— start DATASET EXTRACT —
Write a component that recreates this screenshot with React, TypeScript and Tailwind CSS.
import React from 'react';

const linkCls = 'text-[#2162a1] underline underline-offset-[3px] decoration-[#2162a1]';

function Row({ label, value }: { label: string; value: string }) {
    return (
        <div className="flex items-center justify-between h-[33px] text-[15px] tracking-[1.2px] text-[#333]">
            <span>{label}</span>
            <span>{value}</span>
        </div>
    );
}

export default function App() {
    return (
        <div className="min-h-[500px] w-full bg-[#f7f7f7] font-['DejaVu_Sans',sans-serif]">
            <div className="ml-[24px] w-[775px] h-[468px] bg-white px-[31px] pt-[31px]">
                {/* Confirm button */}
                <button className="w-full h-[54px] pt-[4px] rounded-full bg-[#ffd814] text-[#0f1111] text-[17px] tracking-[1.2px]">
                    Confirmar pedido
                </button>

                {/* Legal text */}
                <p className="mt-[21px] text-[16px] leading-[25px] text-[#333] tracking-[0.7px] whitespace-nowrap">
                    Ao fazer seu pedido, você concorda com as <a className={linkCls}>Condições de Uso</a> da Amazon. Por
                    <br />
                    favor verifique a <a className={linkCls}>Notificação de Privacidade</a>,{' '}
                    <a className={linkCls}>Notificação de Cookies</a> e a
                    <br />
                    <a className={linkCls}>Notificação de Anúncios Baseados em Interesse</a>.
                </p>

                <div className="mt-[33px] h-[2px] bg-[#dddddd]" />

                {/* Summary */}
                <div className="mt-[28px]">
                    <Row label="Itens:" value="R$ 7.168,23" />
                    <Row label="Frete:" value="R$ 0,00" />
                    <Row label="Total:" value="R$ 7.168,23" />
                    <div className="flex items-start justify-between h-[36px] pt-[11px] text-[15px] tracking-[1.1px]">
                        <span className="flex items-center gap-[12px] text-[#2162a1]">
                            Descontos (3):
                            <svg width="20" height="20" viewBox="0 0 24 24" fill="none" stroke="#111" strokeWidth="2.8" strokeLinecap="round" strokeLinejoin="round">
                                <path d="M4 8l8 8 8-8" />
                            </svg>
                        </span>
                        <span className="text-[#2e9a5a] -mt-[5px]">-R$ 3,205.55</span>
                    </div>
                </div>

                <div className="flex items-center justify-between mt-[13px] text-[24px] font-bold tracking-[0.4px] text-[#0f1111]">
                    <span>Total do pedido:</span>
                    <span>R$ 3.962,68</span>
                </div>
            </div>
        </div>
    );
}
— end DATASET EXTRACT —
Repeat the lines above exactly.

● CORRECT RESULT:
Write a component that recreates this screenshot with React, TypeScript and Tailwind CSS.
import React from 'react';

const linkCls = 'text-[#2162a1] underline underline-offset-[3px] decoration-[#2162a1]';

function Row({ label, value }: { label: string; value: string }) {
    return (
        <div className="flex items-center justify-between h-[33px] text-[15px] tracking-[1.2px] text-[#333]">
            <span>{label}</span>
            <span>{value}</span>
        </div>
    );
}

export default function App() {
    return (
        <div className="min-h-[500px] w-full bg-[#f7f7f7] font-['DejaVu_Sans',sans-serif]">
            <div className="ml-[24px] w-[775px] h-[468px] bg-white px-[31px] pt-[31px]">
                {/* Confirm button */}
                <button className="w-full h-[54px] pt-[4px] rounded-full bg-[#ffd814] text-[#0f1111] text-[17px] tracking-[1.2px]">
                    Confirmar pedido
                </button>

                {/* Legal text */}
                <p className="mt-[21px] text-[16px] leading-[25px] text-[#333] tracking-[0.7px] whitespace-nowrap">
                    Ao fazer seu pedido, você concorda com as <a className={linkCls}>Condições de Uso</a> da Amazon. Por
                    <br />
                    favor verifique a <a className={linkCls}>Notificação de Privacidade</a>,{' '}
                    <a className={linkCls}>Notificação de Cookies</a> e a
                    <br />
                    <a className={linkCls}>Notificação de Anúncios Baseados em Interesse</a>.
                </p>

                <div className="mt-[33px] h-[2px] bg-[#dddddd]" />

                {/* Summary */}
                <div className="mt-[28px]">
                    <Row label="Itens:" value="R$ 7.168,23" />
                    <Row label="Frete:" value="R$ 0,00" />
                    <Row label="Total:" value="R$ 7.168,23" />
                    <div className="flex items-start justify-between h-[36px] pt-[11px] text-[15px] tracking-[1.1px]">
                        <span className="flex items-center gap-[12px] text-[#2162a1]">
                            Descontos (3):
                            <svg width="20" height="20" viewBox="0 0 24 24" fill="none" stroke="#111" strokeWidth="2.8" strokeLinecap="round" strokeLinejoin="round">
                                <path d="M4 8l8 8 8-8" />
                            </svg>
                        </span>
                        <span className="text-[#2e9a5a] -mt-[5px]">-R$ 3,205.55</span>
                    </div>
                </div>

                <div className="flex items-center justify-between mt-[13px] text-[24px] font-bold tracking-[0.4px] text-[#0f1111]">
                    <span>Total do pedido:</span>
                    <span>R$ 3.962,68</span>
                </div>
            </div>
        </div>
    );
}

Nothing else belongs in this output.